• YOUR OBJECTIVE:
For each line that holds "React", copy the line out.

• PROVIDED DATA:
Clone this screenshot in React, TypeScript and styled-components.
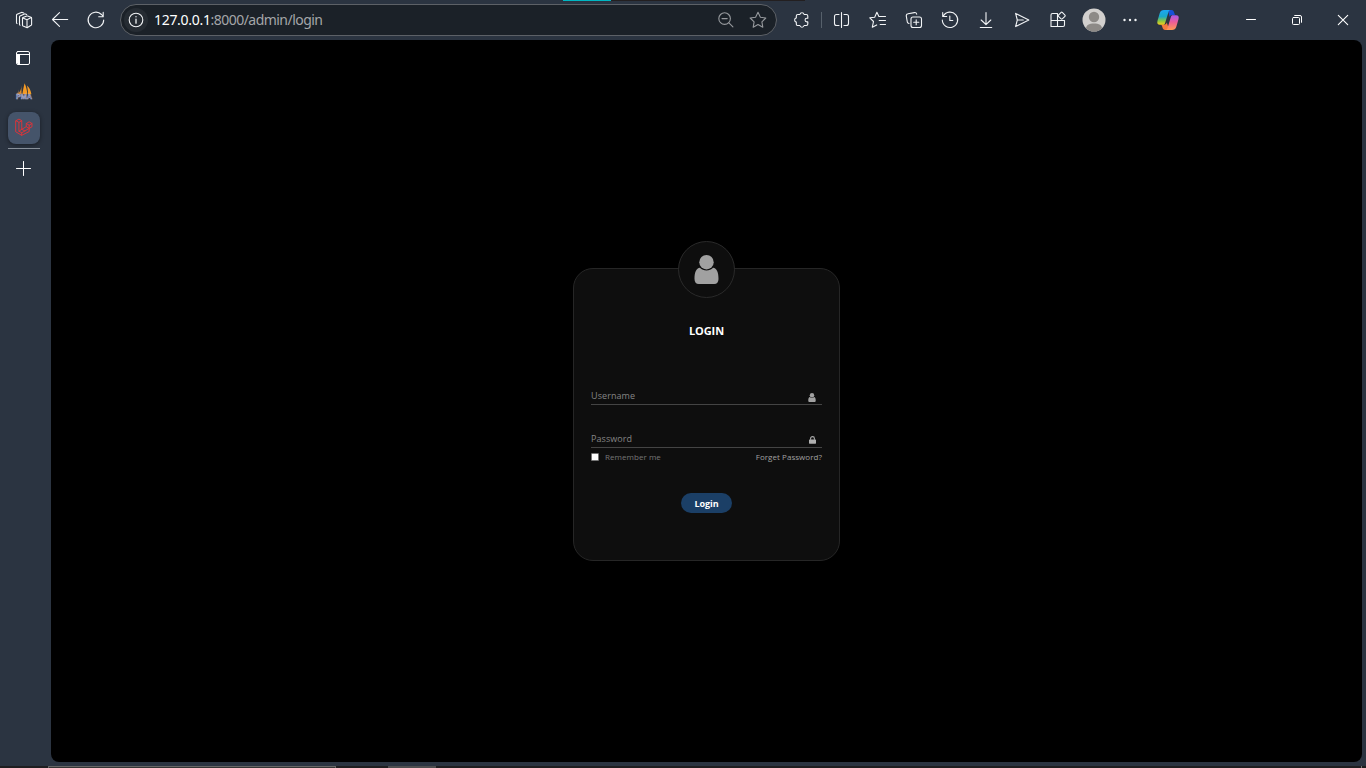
import React from 'react';
import styled, { createGlobalStyle } from 'styled-components';

const GlobalStyle = createGlobalStyle`
  *, *::before, *::after { box-sizing: border-box; }
  html, body { margin: 0; height: 100%; overflow: hidden; background: #2b3441; }
`;

const Browser = styled.div`
  position: relative;
  display: flex;
  flex-direction: column;
  width: 1366px;
  height: 768px;
  background: #2b3441;
  font-family: 'Noto Sans', 'Open Sans', sans-serif;
`;

const Toolbar = styled.header`
  display: flex;
  align-items: center;
  flex: none;
  height: 40px;
  padding-left: 6px;
`;

const Slot = styled.div<{ $width?: number }>`
  display: flex;
  align-items: center;
  justify-content: center;
  flex: none;
  width: ${(p) => p.$width ?? 36}px;
  height: 40px;
`;

const Icon = styled.svg<{ $color?: string; $stroke?: number }>`
  display: block;
  width: 24px;
  height: 24px;
  fill: none;
  stroke: ${(p) => p.$color ?? '#f2f4f6'};
  stroke-width: ${(p) => p.$stroke ?? 1.1};
  stroke-linecap: round;
  stroke-linejoin: round;
`;

const AddressBar = styled.div`
  display: flex;
  align-items: center;
  flex: none;
  width: 657px;
  height: 32px;
  margin: 0 6px;
  padding: 0 2px 0 3px;
  border: 1px solid #5d6167;
  border-radius: 16px;
  background: #1b2128;
`;

const SiteInfo = styled.div`
  display: flex;
  align-items: center;
  justify-content: center;
  width: 24px;
  height: 24px;
  border-radius: 50%;
  background: #262c33;
`;

const Url = styled.div`
  flex: 1;
  padding-left: 6px;
  color: #a4a6a9;
  font-size: 14px;
  line-height: 20px;
  letter-spacing: -0.54px;
  white-space: nowrap;
`;

const Host = styled.span`
  color: #fff;
  letter-spacing: -0.3px;
`;

const Divider = styled.div`
  width: 1px;
  height: 16px;
  margin: 0 2px;
  background: #56606b;
`;

const WindowControls = styled.div`
  display: flex;
  margin-left: auto;
`;

const Main = styled.div`
  display: flex;
  flex: none;
  height: 722px;
`;

const Sidebar = styled.nav`
  display: flex;
  flex-direction: column;
  align-items: center;
  flex: none;
  width: 51px;
  padding-right: 3px;
`;

const SideItem = styled.div<{ $active?: boolean }>`
  display: flex;
  align-items: center;
  justify-content: center;
  width: 32px;
  height: ${(p) => (p.$active ? 32 : 36)}px;
  border-radius: 8px;
  background: ${(p) => (p.$active ? '#45546a' : 'transparent')};
  box-shadow: ${(p) => (p.$active ? '0 1px 4px rgba(0, 0, 0, 0.45)' : 'none')};
`;

const SideRule = styled.div`
  width: 32px;
  height: 1px;
  margin: 4px 0 2px;
  background: #88909a;
`;

const Page = styled.main`
  display: flex;
  align-items: flex-start;
  justify-content: center;
  width: 1311px;
  height: 722px;
  padding-top: 201px;
  border-radius: 8px;
  background: #000;
  font-family: 'Open Sans', 'Noto Sans', sans-serif;
`;

const LoginBox = styled.section`
  display: flex;
  flex-direction: column;
  align-items: center;
  width: 267px;
`;

const AvatarRing = styled.div`
  position: relative;
  z-index: 1;
  display: flex;
  align-items: center;
  justify-content: center;
  width: 57px;
  height: 57px;
  margin-bottom: -30px;
  padding-bottom: 1px;
  border: 1px solid #2a2a2a;
  border-radius: 50%;
  background: #0e0e0e;
`;

const Card = styled.form`
  display: flex;
  flex-direction: column;
  width: 267px;
  height: 293px;
  padding: 54px 17px 0;
  border: 1px solid #262626;
  border-radius: 20px;
  background: #0e0e0e;
`;

const Title = styled.h1`
  margin: 0 0 46px;
  color: #fff;
  font-size: 11px;
  font-weight: 700;
  line-height: 16px;
  text-align: center;
  letter-spacing: -0.1px;
`;

const Field = styled.div`
  display: flex;
  align-items: flex-end;
  justify-content: space-between;
  height: 20px;
  margin-bottom: 23px;
  padding: 0 6px 2px 0;
  border-bottom: 1px solid #444;
  color: #858585;
  font-size: 9px;
  line-height: 13px;
  letter-spacing: 0.08px;
`;

const Options = styled.div`
  display: flex;
  align-items: center;
  height: 12px;
  margin-top: -20px;
  color: #777;
  font-size: 8px;
  line-height: 12px;
  letter-spacing: 0.05px;
`;

const Checkbox = styled.span`
  width: 8px;
  height: 8px;
  margin-right: 6px;
  border: 1px solid #767676;
  border-radius: 1px;
  background: #fff;
`;

const ForgetLink = styled.a`
  margin-left: auto;
  color: #a0a0a0;
`;

const LoginButton = styled.button`
  align-self: center;
  width: 51px;
  height: 20px;
  margin-top: 30px;
  padding: 1px 0 0;
  border: 0;
  border-radius: 10px;
  background: #1b3f66;
  color: #fff;
  font: 700 9px/19px 'Open Sans', sans-serif;
  letter-spacing: -0.1px;
`;

const TopEdge = styled.div`
  position: absolute;
  top: 0;
  left: 563px;
  display: flex;
  width: 242px;
  height: 1px;
  background: #231f20;

  &::before {
    content: '';
    width: 48px;
    background: #00b7c3;
  }
`;

const Taskbar = styled.footer`
  display: flex;
  height: 2px;
  margin-top: auto;
  padding-left: 48px;
  background: #1f1e20;
`;

const TaskSearch = styled.div`
  width: 288px;
  height: 2px;
  border: 1px solid #666;
  border-bottom: 0;
  background: #353535;
`;

const TaskActive = styled.div`
  width: 48px;
  margin-left: 52px;
  background: #4e4e50;
`;

const TaskEnd = styled.div`
  width: 1px;
  margin: 0 4px 0 auto;
  background: #777;
`;

const UserGlyph = ({ size, height }: { size: number; height: number }) => (
  <svg width={size} height={height} viewBox="0 0 24 29">
    <g fill="#a1a1a1">
      <path d="M5.4 12.8C1.8 13.2 0 17 0 24c0 3 1.6 5 4.2 5h15.6c2.6 0 4.2-2 4.2-5 0-7-1.8-10.8-5.4-11.2C16.7 14.7 14.6 15.4 12 15.4s-4.7-.7-6.6-2.6Z" />
      <circle cx="12" cy="7.2" r="7.2" />
    </g>
  </svg>
);

const LockGlyph = () => (
  <svg width="7" height="9" viewBox="0 0 7 9">
    <path d="M1.6 3.7V2.5a1.9 1.9 0 0 1 3.8 0v1.2" fill="none" stroke="#aaa" strokeWidth="1.1" />
    <rect x="0" y="3.5" width="7" height="4.2" rx="0.6" fill="#b0b0b0" />
  </svg>
);

const LaravelLogo = () => (
  <Icon viewBox="0.2 0.4 25.6 25.6" $color="#e03338" $stroke={1}>
    <path d="M4.5 5.4 7.6 3.7l3 1.7v9.2l4.8-2.8V8.4l3.1-1.8 3 1.8v3.5l-3 1.7V17l-8 4-6-3.6Z" />
    <path d="m4.5 5.4 3.1 1.8 3-1.8M7.6 7.2v9.4l3 1.7 7.9-4.7-3.1-1.8M15.4 8.4l3.1 1.8 3-1.8M18.5 10.2v3.4M10.6 14.6l-3 2M10.6 14.6l3.3 1.7M10.5 18.3V21" />
  </Icon>
);

const SailImage = styled.svg`
  display: block;
  width: 18px;
  height: 18px;
  margin-bottom: 6px;
`;

const SailLogo = () => (
  <SailImage viewBox="0 0 18 18">
    <path d="M6.4 3.4C6.3 7 5.4 9.6 2.6 12.2h4Z" fill="#d9892f" />
    <path d="M9.6 1.2c-1 4.2-1.8 7.5-2.2 11h5C12 8 11.2 4.4 9.6 1.2Z" fill="#f59a25" />
    <path d="M12 3.6c.6 3 1 6 1 8.6h3.4c-.5-3.4-2-6.4-4.4-8.6Z" fill="#f59a25" />
    <path d="M3.8 7.2C3.6 9.4 2.8 11 1 12.2h2.6Z" fill="#b47b46" />
    <text x="0.9" y="17.4" fill="#55588c" stroke="#b9bbd6" strokeWidth="0.45" fontFamily="Liberation Sans, sans-serif" fontSize="7" fontWeight="700" textLength="16.2" lengthAdjust="spacingAndGlyphs">PMA</text>
  </SailImage>
);

const CopilotLogo = () => (
  <svg width="24" height="24" viewBox="0 0 24 24">
    <defs>
      <linearGradient id="cpLeft" x1="0" y1="0" x2="0" y2="1">
        <stop offset="0" stopColor="#1ca6f4" />
        <stop offset=".45" stopColor="#1aa8c8" />
        <stop offset=".75" stopColor="#8cc63f" />
        <stop offset="1" stopColor="#f4cd1c" />
      </linearGradient>
      <linearGradient id="cpRight" x1="0" y1="0" x2="0" y2="1">
        <stop offset="0" stopColor="#a65bec" />
        <stop offset=".45" stopColor="#ec5b9a" />
        <stop offset="1" stopColor="#ff9a52" />
      </linearGradient>
    </defs>
    <path d="M12 2h3.5c1.7 0 2.1 1 2.7 2.8L19 7h-3c-1.3 0-2 .8-2.4 2Z" fill="#1850d8" />
    <path d="M5 16.5h3.8c1 0 1.6-.8 2-2l2.5 7.5H9c-2 0-2.6-2.7-3.1-4.2Z" fill="#f47a3e" />
    <path d="M8 2h6.5c-1 0-1.7.8-2.1 2.2L9.2 14.7c-.5 1.5-1 2-2.2 2H4c-2.4 0-3.2-1.4-2.5-4l2.2-7.5C4.4 3 5.8 2 8 2Z" fill="url(#cpLeft)" />
    <path d="M16.8 7.3H20c2.4 0 3.2 1.4 2.5 4l-2.2 7.5c-.7 2.2-2.1 3.2-4.3 3.2H9.5c1 0 1.7-.8 2.1-2.2l3.2-10.5c.5-1.5.9-2 2-2Z" fill="url(#cpRight)" />
  </svg>
);

const ProfileAvatar = () => (
  <svg width="24" height="24" viewBox="0 0 24 24">
    <defs>
      <clipPath id="face"><circle cx="12" cy="12" r="11.5" /></clipPath>
    </defs>
    <circle cx="12" cy="12" r="11.5" fill="#d2d0ce" />
    <g fill="#8d8a87" clipPath="url(#face)">
      <circle cx="12" cy="9" r="5.2" />
      <path d="M4 24v-3.4C4 17.5 7 15.6 12 15.6s8 1.9 8 5V24Z" />
    </g>
  </svg>
);

const starPath = 'm12 4.3 2.4 4.9 5.4.8-3.9 3.8.9 5.4-4.8-2.6-4.8 2.6.9-5.4L4.2 10l5.4-.8Z';

export default function App() {
  return (
    <>
      <GlobalStyle />
      <Browser>
        <Toolbar>
          <Slot>
            <Icon viewBox="0 0 24 24">
              <path d="M10.5 10.6c0-.5.2-.8.6-1L14.8 8c.3-.1.5-.1.8 0l3.4 1.3c.4.2.6.5.6.9v6.2c0 .4-.2.7-.5.9l-3.6 2.2c-.3.2-.6.2-.9.1l-3.5-1.5c-.4-.2-.6-.5-.6-.9Z" />
              <path d="m10.9 9.9 4.1 1.8 4.3-2.1M15 11.7v7.6" />
              <path d="M8 17.2c-.4-.2-.5-.5-.5-.9V8.9c0-.5.2-.8.6-1l4.3-1.9c.3-.1.6-.1.9 0l1.4.5" />
              <path d="M5 15.6c-.4-.2-.5-.5-.5-.9V7.3c0-.5.2-.8.6-1l4.3-1.9c.3-.1.6-.1.9 0l1.4.5" />
            </Icon>
          </Slot>
          <Slot>
            <Icon viewBox="0 0 24 24"><path d="M19.7 11.5H4.5M11.5 4.7l-7 6.8 7 6.8" /></Icon>
          </Slot>
          <Slot>
            <Icon viewBox="0 0 24 24"><path d="M19.7 12A7.8 7.8 0 1 1 17.5 6.5L19 8.2M19.2 4.3v4.4h-4.5" /></Icon>
          </Slot>
          <AddressBar>
            <SiteInfo>
              <Icon viewBox="0 0 24 24">
                <circle cx="12" cy="12" r="6.8" />
                <path d="M12 11.2v4M12 8.6v.2" strokeWidth="1.3" />
              </Icon>
            </SiteInfo>
            <Url><Host>127.0.0.1</Host>:8000/admin/login</Url>
            <Slot $width={32}>
              <Icon viewBox="0 0 24 24" $color="#96999d">
                <circle cx="10.6" cy="10.6" r="5.8" /><path d="m14.9 14.9 4 4M8 10.6h5.2" />
              </Icon>
            </Slot>
            <Slot $width={32}>
              <Icon viewBox="0 0 24 24" $color="#96999d"><path d={starPath} /></Icon>
            </Slot>
          </AddressBar>
          <Slot>
            <Icon viewBox="0 0 24 24">
              <path d="M8.8 6.5h2.1a2.15 2.15 0 0 1 4.2 0h2.2c.9 0 1.5.6 1.5 1.5v2.2h-.9a1.85 1.85 0 0 0 0 3.7h.9V16c0 .9-.6 1.5-1.5 1.5h-2.2a2.15 2.15 0 0 1-4.2 0H8.8c-.9 0-1.5-.6-1.5-1.5v-1.9a2.15 2.15 0 0 1 0-4.2V8c0-.9.6-1.5 1.5-1.5Z" />
            </Icon>
          </Slot>
          <Divider />
          <Slot>
            <Icon viewBox="0 0 24 24">
              <path d="M11.5 4.5v15M9 6.5H6.5a2 2 0 0 0-2 2v7a2 2 0 0 0 2 2H9M14 6.5h2.5a2 2 0 0 1 2 2v7a2 2 0 0 1-2 2H14" />
            </Icon>
          </Slot>
          <Slot>
            <Icon viewBox="0 0 24 24">
              <path d="M14.2 8.5h-1.3l-2-4.2-2.2 4.9-4.9.6 3.7 3.7-1.2 5.7 4.4-2.3M14 8.5h5.5M13.2 12.5h6.3M14.2 16.5h5.3" />
            </Icon>
          </Slot>
          <Slot>
            <Icon viewBox="0 0 24 24">
              <rect x="9" y="9" width="10.5" height="10.5" rx="2" />
              <path d="M14.2 11.7v5.1M11.7 14.2h5.1M7 15.5l-1-.5a2 2 0 0 1-.8-1.7l-.9-5.1A2 2 0 0 1 6 5.8l6.4-1.2c1.2-.2 2 .4 2.3 1.5" />
            </Icon>
          </Slot>
          <Slot>
            <Icon viewBox="0 0 24 24"><path d="M5.3 8A7.7 7.7 0 1 1 4.3 12M4.7 4.5v4h4M11.8 8v4.5h3" /></Icon>
          </Slot>
          <Slot>
            <Icon viewBox="0 0 24 24"><path d="M12 4.5v12M7.2 12l4.8 4.7 4.8-4.7M6.3 19.5h11.4" /></Icon>
          </Slot>
          <Slot>
            <Icon viewBox="0 0 24 24"><path d="m5.6 5.4 13.2 6.6-13.2 6.6L7.3 12ZM7.3 12h6" /></Icon>
          </Slot>
          <Slot>
            <Icon viewBox="0 0 24 24">
              <path d="M11.5 5.5h-5a1.5 1.5 0 0 0-1.5 1.5v11.5h12a1.5 1.5 0 0 0 1.5-1.5v-4.5H5M11.5 5.5v13M11.5 12.5h7" />
              <rect x="13" y="5" width="5.4" height="5.4" rx=".8" transform="rotate(45 15.7 7.7)" />
            </Icon>
          </Slot>
          <Slot><ProfileAvatar /></Slot>
          <Slot>
            <Icon viewBox="0 0 24 24">
              <g fill="#f2f4f6" stroke="none"><circle cx="6.5" cy="12" r="1.2" /><circle cx="12" cy="12" r="1.2" /><circle cx="17.5" cy="12" r="1.2" /></g>
            </Icon>
          </Slot>
          <Slot $width={40}><CopilotLogo /></Slot>
          <WindowControls>
            <Slot $width={46}><Icon viewBox="0 0 24 24" $color="#fff" $stroke={1}><path d="M7.5 11.5h9" /></Icon></Slot>
            <Slot $width={46}>
              <Icon viewBox="0 0 24 24" $color="#fff" $stroke={1}>
                <rect x="7.5" y="9.5" width="7" height="7" rx="1" /><path d="M9.7 7.5h5.3a1.5 1.5 0 0 1 1.5 1.5v5.3" />
              </Icon>
            </Slot>
            <Slot $width={46}><Icon viewBox="0 0 24 24" $color="#fff"><path d="m7.3 7.3 9.4 9.4M16.7 7.3l-9.4 9.4" /></Icon></Slot>
          </WindowControls>
        </Toolbar>
        <Main>
          <Sidebar>
            <SideItem>
              <Icon viewBox="0 0 24 24" $color="#fff" $stroke={1}>
                <rect x="4.5" y="5.5" width="13" height="13" rx="1.5" />
                <path d="M5 8.5h12.5" />
                <path d="M5 9h3v9.5H6L5 17Z" fill="#fff" stroke="none" />
              </Icon>
            </SideItem>
            <SideItem><SailLogo /></SideItem>
            <SideItem $active><LaravelLogo /></SideItem>
            <SideRule />
            <SideItem><Icon viewBox="0 0 24 24" $color="#fff" $stroke={1}><path d="M11.5 4.5v14M4.5 11.5h14" /></Icon></SideItem>
          </Sidebar>
          <Page>
            <LoginBox>
              <AvatarRing><UserGlyph size={25} height={29} /></AvatarRing>
              <Card>
                <Title>LOGIN</Title>
                <Field><span>Username</span><UserGlyph size={8} height={9} /></Field>
                <Field><span>Password</span><LockGlyph /></Field>
                <Options>
                  <Checkbox />
                  <span>Remember me</span>
                  <ForgetLink>Forget Password?</ForgetLink>
                </Options>
                <LoginButton type="button">Login</LoginButton>
              </Card>
            </LoginBox>
          </Page>
        </Main>
        <Taskbar><TaskSearch /><TaskActive /><TaskEnd /></Taskbar>
        <TopEdge />
      </Browser>
    </>
  );
}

• EXERCISE ANSWER:
Clone this screenshot in React, TypeScript and styled-components.
import React from 'react';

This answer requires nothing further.